El escritor zamorano David Refoyo y yo (hermanos literarios, puesto que ambos fuimos ahijados por el mismo padrino: José Ángel Barrueco) acudimos el pasado lunes 15 de marzo a la presentación del libro «Rumoroso cauce: nuevas lecturas sobre Claudio Rodríguez», que tuvo lugar en la librería madrileña «Alberti». Se trata de una edición coordinada por el hispanista americano Philip W. Silver y publicada por Páginas de Espuma. La presentación, que estuvo plagada de anécdotas y recuerdos, fue muy emotiva, pero lo mejor llegó después, con la subida de temperatura que provoca la mezcla de vino y calor humano, esa suerte energía que emana de lo que llamamos espíritu.

Como no podía ser menos, allí se encontraba Clara Miranda, viuda de Claudio, quien, con su cordialidad habitual, nos dispensó un trato exquisito.

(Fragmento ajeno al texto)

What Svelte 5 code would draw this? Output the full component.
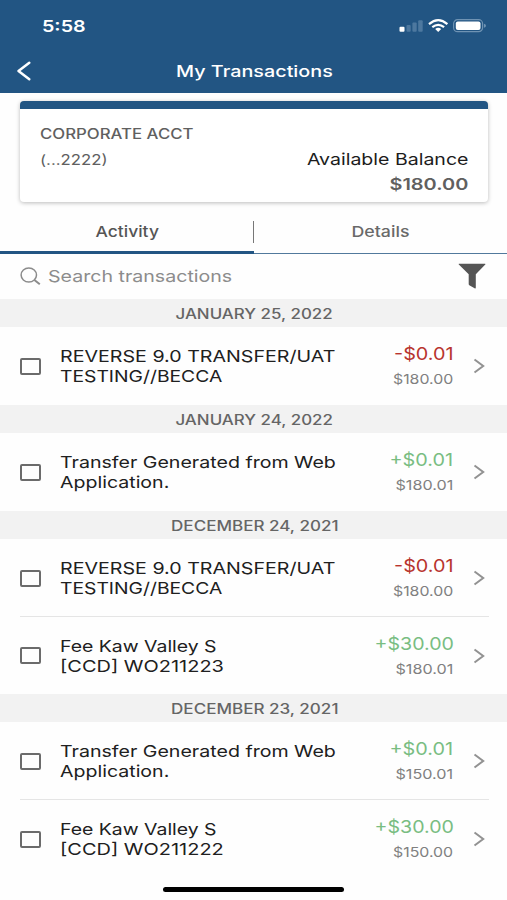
<script>
  const groups = [
    { date: 'JANUARY 25, 2022', width: 157, rows: [
      { lines: [['REVERSE 9.0 TRANSFER/UAT', 275], ['TESTING//BECCA', 162.5]], amount: '-$0.01', aw: 60, balance: '$180.00', bw: 60 }
    ] },
    { date: 'JANUARY 24, 2022', width: 157, rows: [
      { lines: [['Transfer Generated from Web', 275.5], ['Application.', 109]], amount: '+$0.01', aw: 63.5, balance: '$180.01', bw: 57.5 }
    ] },
    { date: 'DECEMBER 24, 2021', width: 168, rows: [
      { lines: [['REVERSE 9.0 TRANSFER/UAT', 275], ['TESTING//BECCA', 162.5]], amount: '-$0.01', aw: 60, balance: '$180.00', bw: 60 },
      { lines: [['Fee Kaw Valley S', 156.5], ['[CCD] WO211223', 163.5]], amount: '+$30.00', aw: 79.5, balance: '$180.01', bw: 57.5 }
    ] },
    { date: 'DECEMBER 23, 2021', width: 168, rows: [
      { lines: [['Transfer Generated from Web', 275.5], ['Application.', 109]], amount: '+$0.01', aw: 63.5, balance: '$150.01', bw: 57.5 },
      { lines: [['Fee Kaw Valley S', 156.5], ['[CCD] WO211222', 163.5]], amount: '+$30.00', aw: 79.5, balance: '$150.00', bw: 60 }
    ] }
  ];

  // Widens the letterforms of a label until it spans the given width.
  function stretch(node, width) {
    node.style.transform = `scaleX(${width / node.offsetWidth})`;
  }
</script>

<div class="screen">
  <header>
    <div class="status">
      <span class="t time" use:stretch={43}>5:58</span>
      <svg class="indicators" width="90" height="20" viewBox="0 0 90 20">
        <rect x="2.500" y="10.800" width="5" height="5" rx="1" fill="#fff" />
        <g fill="#4d789f">
          <rect x="9.500" y="9" width="4.200" height="6.800" rx="1" />
          <rect x="15.400" y="6.500" width="4.300" height="9.300" rx="1" />
          <rect x="21.200" y="4.300" width="4.500" height="11.500" rx="1" />
        </g>
        <g fill="none" stroke="#fff" stroke-width="2.200">
          <path d="M32 8.200Q41.200 .2 50.400 8.200" />
          <path d="M35.300 11.200Q41.200 6.400 47.100 11.200" />
        </g>
        <path d="M38.200 13Q41.200 10.600 44.200 13L41.200 16Z" fill="#fff" />
        <rect x="56.600" y="3.700" width="29" height="12" rx="4" fill="none" stroke="#6f93b3" stroke-width="1.200" />
        <rect x="58.800" y="5.500" width="24.700" height="8.500" rx="2" fill="#fff" />
        <path d="M87 7.700Q89 8.200 89 9.700T87 11.700Z" fill="#6f93b3" />
      </svg>
    </div>
    <div class="nav">
      <svg class="back" width="16" height="20" viewBox="0 0 16 20"><path d="M13.300 1.800L2.500 10L13.300 18.200" fill="none" stroke="#fff" stroke-width="2.500" stroke-linecap="round" stroke-linejoin="round" /></svg>
      <span class="t c title" use:stretch={157}>My Transactions</span>
    </div>
  </header>

  <section class="card">
    <div class="account"><span class="t" use:stretch={153.5}>CORPORATE ACCT</span></div>
    <div class="summary">
      <span class="t number" use:stretch={67}>(...2222)</span>
      <div class="available">
        <span class="t r label" use:stretch={161}>Available Balance</span>
        <span class="t r total" use:stretch={78.5}>$180.00</span>
      </div>
    </div>
  </section>

  <nav class="tabs">
    <div class="tab active"><span class="t c" use:stretch={64}>Activity</span></div>
    <div class="tab"><span class="t c" use:stretch={58}>Details</span></div>
    <i class="split"></i>
  </nav>

  <div class="search">
    <svg width="22" height="19" viewBox="0 0 22 19" fill="none" stroke="#8b8b8b" stroke-width="1.500"><ellipse cx="8.800" cy="8" rx="7.700" ry="7" /><path d="M14.400 13L19.800 17.200" stroke-width="2" /></svg>
    <span class="t" use:stretch={184}>Search transactions</span>
    <svg class="filter" width="28" height="26" viewBox="0 0 28 26"><path d="M1 .8H27Q27.800 .8 27.300 1.600L17.800 11.300V24.500Q17.800 26 16.600 25.300L11.300 22.200Q10.700 21.800 10.700 21V11.300L.8 1.600Q.3 .8 1 .8Z" fill="#555" /></svg>
  </div>

  {#each groups as group}
    <h2><span class="t c" use:stretch={group.width}>{group.date}</span></h2>
    {#each group.rows as row, i}
      <article class:divided={i > 0}>
        <span class="check"></span>
        <div class="description">
          {#each row.lines as [text, width]}
            <div><span class="t" use:stretch={width}>{text}</span></div>
          {/each}
        </div>
        <div class="money">
          <span class="t r amount" class:debit={row.amount[0] === '-'} use:stretch={row.aw}>{row.amount}</span>
          <span class="t r balance" use:stretch={row.bw}>{row.balance}</span>
        </div>
        <svg class="chevron" width="12" height="16" viewBox="0 0 12 16"><path d="M1.500 1.500L10.200 8L1.500 14.500" fill="none" stroke="#929292" stroke-width="2" /></svg>
      </article>
    {/each}
  {/each}
  <div class="home"></div>
</div>

<style>
  :global(body) { background: #fff; }
  .screen { position: relative; width: 507px; height: 900px; overflow: hidden; background: #fefefe; font-family: Inter, Roboto, sans-serif; color: #202020; }
  .t { display: inline-block; white-space: nowrap; transform-origin: left center; }
  .c { transform-origin: center; }
  .r { transform-origin: right center; }
  header { height: 93px; background: #225583; color: #fff; }
  .status { display: flex; justify-content: space-between; height: 50px; padding: 16px 20px 0 42px; box-sizing: border-box; }
  .time { font-size: 16px; line-height: 20px; font-weight: 600; }
  .nav { display: grid; grid-template-columns: 40px 1fr 38px; align-items: center; height: 42px; }
  .back { margin-left: 16px; }
  .title { justify-self: center; font-size: 16px; line-height: 20px; font-weight: 500; }
  .card { box-sizing: border-box; height: 101px; margin: 8px 19px 0 20px; padding: 15px 20px 0; border-top: 8px solid #225583; border-radius: 4px; background: #fff; box-shadow: 0 1px 4px #0004; color: #606060; }
  .account { height: 20px; font-size: 14px; line-height: 20px; font-weight: 500; }
  .summary { display: flex; justify-content: space-between; margin-top: 4px; }
  .number { height: 24px; font-size: 14px; line-height: 24px; }
  .available { display: flex; flex-direction: column; align-items: flex-end; }
  .label { font-size: 16.500px; line-height: 22px; color: #1c1c1c; }
  .total { font-size: 15.500px; line-height: 30px; font-weight: 600; }
  .tabs { position: relative; display: flex; height: 52px; }
  .tab { display: flex; flex: 1; align-items: center; justify-content: center; padding-top: 8px; box-sizing: border-box; border-bottom: 1.500px solid #51799c; font-size: 15px; font-weight: 500; color: #696969; }
  .tab.active { border-bottom: 3px solid #225583; color: #555; padding-top: 10px; }
  .split { position: absolute; left: 252.500px; top: 19px; width: 1.500px; height: 22px; background: #777; }
  .search { display: flex; align-items: center; height: 45px; padding: 0 21px 1px 20px; box-sizing: border-box; font-size: 16.500px; color: #8c8c8c; }
  .search .t { margin-left: 6px; }
  .filter { margin-left: auto; }
  h2 { display: flex; height: 28px; margin: 0; align-items: center; justify-content: center; padding-left: 2px; background: #f2f2f2; color: #656565; font-size: 14px; font-weight: 500; }
  article { position: relative; display: flex; height: 78px; align-items: center; padding: 0 22px 0 20px; }
  article.divided { height: 77.400px; }
  .divided::before { content: ''; position: absolute; left: 20px; right: 18px; top: -1px; height: 1px; background: #e5e5e5; }
  .check { width: 20.500px; height: 17px; box-sizing: border-box; border: 2px solid #6b6b6b; border-radius: 2px; }
  .description { margin-left: 19px; font-size: 16.500px; line-height: 20px; }
  .description div { height: 20px; }
  .money { display: flex; flex-direction: column; align-items: flex-end; margin-left: auto; }
  .amount { font-size: 17.500px; line-height: 26px; color: #79bd82; }
  .debit { color: #b8342e; }
  .balance { font-size: 13.500px; line-height: 24px; color: #808080; }
  .chevron { margin-left: 19.500px; }
  .home { position: absolute; left: 163px; top: 887px; width: 181px; height: 5px; border-radius: 3px; background: #000; }
</style>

Junto a ella estaban dos ilustres de los círculos culturales zamoranos: Julio Mostajo y José María Carrascal. Dos dechados de cariño y simpatía. Tras los pertinentes saludos, David y yo, que hemos crecido, literariamente hablando, alimentados por los autores americanos de los años cincuenta y sesenta, tuvimos la oportunidad de mantener una interesante charla con el hispanista Bill Sherzer, quien nos habló, con mucho conocimiento de causa, de la Generación Beat, de Chandler y de Claudio Rodríguez. Avanzada ya la conversación, conseguí, a través de esa especie de médium en que se había convertido Sherzer, invocar a algunos de mis mitos hasta, de alguna manera, devolverlos a la vida, la de mi conciencia.

Al cabo me percaté de que la librería, a pesar de la prohibición de fumar en ella, se había llenado de humo. Era un humo gris y denso, humo de cigarrillo. Miré en derredor para ver si, efectivamente, alguien había roto las reglas. A mí también me apetecía fumar (cuando consumo alcohol me entran ganas), pero no era de recibo. Como no vi a nadie haciéndolo pensé que sería un espejismo fruto del «mono» y me reincorporé, mentalmente, a la conversación. Minutos más tarde, la capa de humo gris se había convertido en una masa densa, estática, inmóvil, que flotaba bajo el techo de la sala como si fuese un ente con vida propia, un algo que nos escuchaba, una materia informe que crecía al mismo ritmo que la intensidad de las conversaciones que manteníamos los allí presentes. Algo raro estaba pasando, eso era obvio, pero no fui capaz de discernir el qué.

El martes por la mañana, a eso de las cinco, mucho antes de que sonara la alarma de mi reloj, me desperté de manera repentina, recordando con nitidez el sueño que acababa de tener. La experiencia onírica me aclaró el misterio de la librería «Alberti»:

Claudio Rodríguez, fallecido el 22 de julio de 1999, fue incinerado en la ciudad de Zamora. Un grupo de amigos y allegados vertieron sus cenizas sobre el río Duero, su río, el del rumoroso cauce. Y desde allí, descompuesta ya su estructura molecular, pasó a formar parte de todas las cosas. Por eso, el pasado lunes, mientras era homenajeado en la librería «Alberti», tan discreto y humilde como de costumbre, fue capaz de manifestarse ante nosotros hecho materia, en forma de humo gris: su alimento favorito, el generado por su inseparable tabaco. Fue una deferencia de maestro, una metáfora de genio, una demostración de que Claudio, al igual que James Joyce, era capaz de usar el lenguaje, la comunicación, más allá de la semántica, más allá de las palabras. En la librería «Alberti», Claudio, contradiciendo los dogmas católicos, fue capaz, en resumen, de fusionar materia y alma como si se tratase de un mismo ente, porque como él mismo escribió en un poema: «Esta materia es alma / Ventana transparente: cuerpo y sueño».